Luxury British carmaker Bentley is betting on a new sport utility vehicle to build on the success of its Flying Spur saloon that drove sales to a record high in 2013.
Bentley, owned by Germany's Volkswagen, sold 10 120 ultra-luxury saloons, coupés and convertibles last year, 19 percent more than the previous year and beating a previous high set in 2007, as demand from the Americas outweighed shrinking deliveries in China.
Bentley's chairman and chief executive Wolfgang Schreiber said on Wednesday: “We continue to be very successful in winning new customers and are confident that 2014 will be another successful year.”
The new generation of the Flying Spur saloon, rolled out in 2013, and a convertible version of the Continental GT Speed coupé, introduced in late 2012, helped boost business.
Bentley aims to grow sales to 15,000 cars by 2018 and said a new SUV model which should be on the road within three years would help reach its target.
“They've said, ‘OK, I will buy it’.”
Schreiber told reporters at a media conference: “We are seeing 2000 pre-orders of that car from people who haven't seen the final design and have no idea of the price.
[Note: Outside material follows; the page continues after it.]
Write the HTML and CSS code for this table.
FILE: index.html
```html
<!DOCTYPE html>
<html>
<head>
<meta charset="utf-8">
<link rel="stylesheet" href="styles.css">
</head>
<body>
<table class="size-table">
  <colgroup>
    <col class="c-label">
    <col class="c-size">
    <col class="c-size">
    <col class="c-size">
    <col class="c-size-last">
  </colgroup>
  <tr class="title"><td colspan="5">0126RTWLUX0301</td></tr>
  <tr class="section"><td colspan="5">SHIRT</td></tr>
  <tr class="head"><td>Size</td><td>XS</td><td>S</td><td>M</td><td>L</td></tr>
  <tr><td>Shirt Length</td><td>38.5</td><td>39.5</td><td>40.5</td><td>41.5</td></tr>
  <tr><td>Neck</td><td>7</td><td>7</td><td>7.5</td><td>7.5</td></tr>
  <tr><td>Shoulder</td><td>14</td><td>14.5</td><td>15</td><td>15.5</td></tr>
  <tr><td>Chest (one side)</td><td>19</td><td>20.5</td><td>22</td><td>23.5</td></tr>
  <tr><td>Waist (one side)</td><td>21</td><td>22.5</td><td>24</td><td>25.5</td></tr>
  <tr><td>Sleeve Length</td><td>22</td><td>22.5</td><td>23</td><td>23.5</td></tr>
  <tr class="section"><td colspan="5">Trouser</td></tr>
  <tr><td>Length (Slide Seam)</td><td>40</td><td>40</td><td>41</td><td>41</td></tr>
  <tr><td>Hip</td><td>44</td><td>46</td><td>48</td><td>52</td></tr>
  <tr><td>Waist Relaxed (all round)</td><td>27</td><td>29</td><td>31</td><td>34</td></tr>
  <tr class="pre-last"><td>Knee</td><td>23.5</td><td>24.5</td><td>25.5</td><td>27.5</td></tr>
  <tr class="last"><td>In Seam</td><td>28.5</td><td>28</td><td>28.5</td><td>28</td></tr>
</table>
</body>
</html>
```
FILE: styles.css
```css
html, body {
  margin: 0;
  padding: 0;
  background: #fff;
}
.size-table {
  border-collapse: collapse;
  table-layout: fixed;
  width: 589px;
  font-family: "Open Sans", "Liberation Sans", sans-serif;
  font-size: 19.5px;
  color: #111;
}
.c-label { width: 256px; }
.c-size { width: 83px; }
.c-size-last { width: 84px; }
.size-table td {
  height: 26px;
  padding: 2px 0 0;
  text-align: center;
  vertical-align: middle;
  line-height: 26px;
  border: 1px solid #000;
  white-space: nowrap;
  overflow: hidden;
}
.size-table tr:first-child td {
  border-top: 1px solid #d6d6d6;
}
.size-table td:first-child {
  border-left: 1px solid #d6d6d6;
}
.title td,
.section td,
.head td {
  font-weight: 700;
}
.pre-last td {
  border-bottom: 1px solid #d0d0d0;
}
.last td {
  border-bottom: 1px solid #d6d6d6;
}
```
“That means there is demand and maybe we can create a new segment, a luxury SUV segment.”
Internal forecasts for Bentley's SUV model were for annual sales of the vehicle of at least 3000.
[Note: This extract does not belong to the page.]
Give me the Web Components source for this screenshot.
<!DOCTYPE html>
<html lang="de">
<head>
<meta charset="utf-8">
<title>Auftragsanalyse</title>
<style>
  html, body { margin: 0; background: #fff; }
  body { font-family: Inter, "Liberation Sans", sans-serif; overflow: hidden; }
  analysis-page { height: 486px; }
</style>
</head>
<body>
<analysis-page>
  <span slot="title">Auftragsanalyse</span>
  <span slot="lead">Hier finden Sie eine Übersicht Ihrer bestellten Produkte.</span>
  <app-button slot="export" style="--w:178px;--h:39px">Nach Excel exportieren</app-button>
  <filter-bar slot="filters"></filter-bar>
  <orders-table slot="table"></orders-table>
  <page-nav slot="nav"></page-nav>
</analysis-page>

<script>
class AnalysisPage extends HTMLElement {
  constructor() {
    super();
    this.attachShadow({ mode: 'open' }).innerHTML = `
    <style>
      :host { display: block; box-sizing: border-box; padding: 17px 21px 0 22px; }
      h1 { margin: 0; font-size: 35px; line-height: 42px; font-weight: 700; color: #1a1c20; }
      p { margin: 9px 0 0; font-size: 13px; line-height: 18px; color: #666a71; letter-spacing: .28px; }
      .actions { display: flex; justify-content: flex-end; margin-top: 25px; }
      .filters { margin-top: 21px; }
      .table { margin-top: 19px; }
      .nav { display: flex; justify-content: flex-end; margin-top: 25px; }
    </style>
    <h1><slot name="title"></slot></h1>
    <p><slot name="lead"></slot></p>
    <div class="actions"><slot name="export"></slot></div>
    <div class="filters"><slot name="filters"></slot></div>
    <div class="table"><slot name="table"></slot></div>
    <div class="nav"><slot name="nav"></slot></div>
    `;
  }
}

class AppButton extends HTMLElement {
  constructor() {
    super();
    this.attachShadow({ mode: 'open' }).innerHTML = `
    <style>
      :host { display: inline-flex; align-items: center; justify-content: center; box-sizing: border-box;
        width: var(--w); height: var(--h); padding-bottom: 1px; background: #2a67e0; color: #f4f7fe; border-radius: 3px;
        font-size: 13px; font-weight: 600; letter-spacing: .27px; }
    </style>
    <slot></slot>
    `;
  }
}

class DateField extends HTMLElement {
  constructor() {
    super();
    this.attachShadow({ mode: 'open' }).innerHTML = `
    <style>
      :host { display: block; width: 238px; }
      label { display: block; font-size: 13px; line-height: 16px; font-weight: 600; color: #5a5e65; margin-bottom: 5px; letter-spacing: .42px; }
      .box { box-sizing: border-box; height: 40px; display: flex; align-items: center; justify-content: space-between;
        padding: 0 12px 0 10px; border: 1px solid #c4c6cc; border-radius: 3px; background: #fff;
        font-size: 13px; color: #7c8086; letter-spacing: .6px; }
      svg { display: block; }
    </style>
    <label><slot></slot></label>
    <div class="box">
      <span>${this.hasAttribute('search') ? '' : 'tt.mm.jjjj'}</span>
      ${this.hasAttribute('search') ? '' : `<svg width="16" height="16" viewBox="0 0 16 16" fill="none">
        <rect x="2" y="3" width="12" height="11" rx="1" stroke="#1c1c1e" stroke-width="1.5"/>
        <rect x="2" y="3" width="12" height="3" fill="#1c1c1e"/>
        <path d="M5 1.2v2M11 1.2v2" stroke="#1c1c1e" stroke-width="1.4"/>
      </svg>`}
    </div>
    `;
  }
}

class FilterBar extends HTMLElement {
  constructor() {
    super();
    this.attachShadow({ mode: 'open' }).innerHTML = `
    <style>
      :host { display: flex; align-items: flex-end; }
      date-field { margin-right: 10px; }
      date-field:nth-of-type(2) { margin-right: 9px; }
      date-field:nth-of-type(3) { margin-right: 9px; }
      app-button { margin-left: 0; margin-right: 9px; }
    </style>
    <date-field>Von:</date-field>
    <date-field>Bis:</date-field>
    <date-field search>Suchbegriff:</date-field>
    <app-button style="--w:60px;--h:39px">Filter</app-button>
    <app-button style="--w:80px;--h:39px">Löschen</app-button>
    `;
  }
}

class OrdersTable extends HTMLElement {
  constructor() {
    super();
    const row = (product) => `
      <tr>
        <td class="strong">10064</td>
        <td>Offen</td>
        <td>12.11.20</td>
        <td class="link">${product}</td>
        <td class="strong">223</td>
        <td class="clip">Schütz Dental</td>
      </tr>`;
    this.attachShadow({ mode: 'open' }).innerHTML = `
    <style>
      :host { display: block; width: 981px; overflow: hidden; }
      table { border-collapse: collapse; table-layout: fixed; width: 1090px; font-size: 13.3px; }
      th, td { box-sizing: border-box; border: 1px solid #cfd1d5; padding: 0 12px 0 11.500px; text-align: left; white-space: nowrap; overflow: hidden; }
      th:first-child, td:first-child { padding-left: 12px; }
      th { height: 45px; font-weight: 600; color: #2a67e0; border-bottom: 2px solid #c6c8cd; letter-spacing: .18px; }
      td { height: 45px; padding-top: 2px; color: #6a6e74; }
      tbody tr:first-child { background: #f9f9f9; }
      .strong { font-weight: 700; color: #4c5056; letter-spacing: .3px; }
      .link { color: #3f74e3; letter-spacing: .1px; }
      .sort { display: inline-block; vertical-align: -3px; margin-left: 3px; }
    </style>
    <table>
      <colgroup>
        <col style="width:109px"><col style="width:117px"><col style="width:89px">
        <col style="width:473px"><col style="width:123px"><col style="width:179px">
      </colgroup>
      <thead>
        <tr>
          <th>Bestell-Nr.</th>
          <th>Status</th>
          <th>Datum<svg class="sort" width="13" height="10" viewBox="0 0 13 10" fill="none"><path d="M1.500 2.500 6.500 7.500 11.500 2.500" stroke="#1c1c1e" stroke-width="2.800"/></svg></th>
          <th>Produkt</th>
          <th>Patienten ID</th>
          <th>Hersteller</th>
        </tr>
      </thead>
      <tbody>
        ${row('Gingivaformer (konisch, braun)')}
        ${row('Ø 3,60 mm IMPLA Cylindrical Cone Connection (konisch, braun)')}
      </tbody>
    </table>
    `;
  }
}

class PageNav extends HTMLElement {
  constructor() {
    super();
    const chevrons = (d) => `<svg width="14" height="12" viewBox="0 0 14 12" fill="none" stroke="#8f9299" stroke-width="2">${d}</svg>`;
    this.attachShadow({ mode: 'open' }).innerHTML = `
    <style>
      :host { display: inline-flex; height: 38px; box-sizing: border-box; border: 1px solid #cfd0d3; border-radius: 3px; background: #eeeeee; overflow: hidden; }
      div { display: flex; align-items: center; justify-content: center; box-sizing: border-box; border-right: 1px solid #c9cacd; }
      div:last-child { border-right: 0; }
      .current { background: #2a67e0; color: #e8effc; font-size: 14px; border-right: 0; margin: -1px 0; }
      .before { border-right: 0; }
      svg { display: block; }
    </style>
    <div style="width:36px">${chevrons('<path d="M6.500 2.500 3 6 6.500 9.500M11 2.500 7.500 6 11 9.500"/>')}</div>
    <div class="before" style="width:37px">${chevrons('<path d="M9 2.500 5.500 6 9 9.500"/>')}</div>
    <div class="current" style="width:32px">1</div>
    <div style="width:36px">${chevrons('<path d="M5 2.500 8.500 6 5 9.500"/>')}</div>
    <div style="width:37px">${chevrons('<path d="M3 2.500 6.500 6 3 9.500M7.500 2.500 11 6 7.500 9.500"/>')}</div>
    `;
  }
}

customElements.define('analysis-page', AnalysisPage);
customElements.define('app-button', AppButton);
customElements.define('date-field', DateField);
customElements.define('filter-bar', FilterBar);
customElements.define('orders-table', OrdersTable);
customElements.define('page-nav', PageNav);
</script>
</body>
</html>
The new model will compete with the Range Rover and Porsche's Cayenne Turbo, Schreiber said.
Bentley, which says its average customer has seven or eight cars, defines the luxury market as cars worth more than €150 000 (R2.2 million) and estimates it had a 25 percent share of that market in 2013.
CHINA CHALLENGING
Sales in the Americas, Bentley's No. 1 market, surged 28 percent to 3140 cars while deliveries to China, its second biggest market, fell 2.8 percent to 2191, helped by an improvement in the fourth quarter when the Flying Spur became available there.
Chinese sales fell 17 percent in the first nine months of 2013 as a range of luxury brands including Lamborghini, LVMH and Burberry reported an abrupt cooling in demand for high-end goods in the country.
Marketing director Kevin Rose said the group was cautious on the outlook for 2014, although he was optimistic about growth in China in the longer term.
LESS ACCEPTABLE
“I expect some growth for us because we didn't have the Flying Spur for all of last year but we will have it all of this year.
In his view, the challenges Bentley faces in China were that it was now seen as less acceptable to display wealth, and some of the country's richest people were migrating elsewhere.
Those individuals relocating maintained their appetite for Bentley, however.
“If you take places such as San Diego, Vancouver, a high proportion of our sales are to Chinese nationals,” Rose said.
Back at the company's factory in the northern English town of Crewe, a facility which used to make engines for the Spitfire fighter planes used during the Second World War, preparations are underway to start building the new SUV.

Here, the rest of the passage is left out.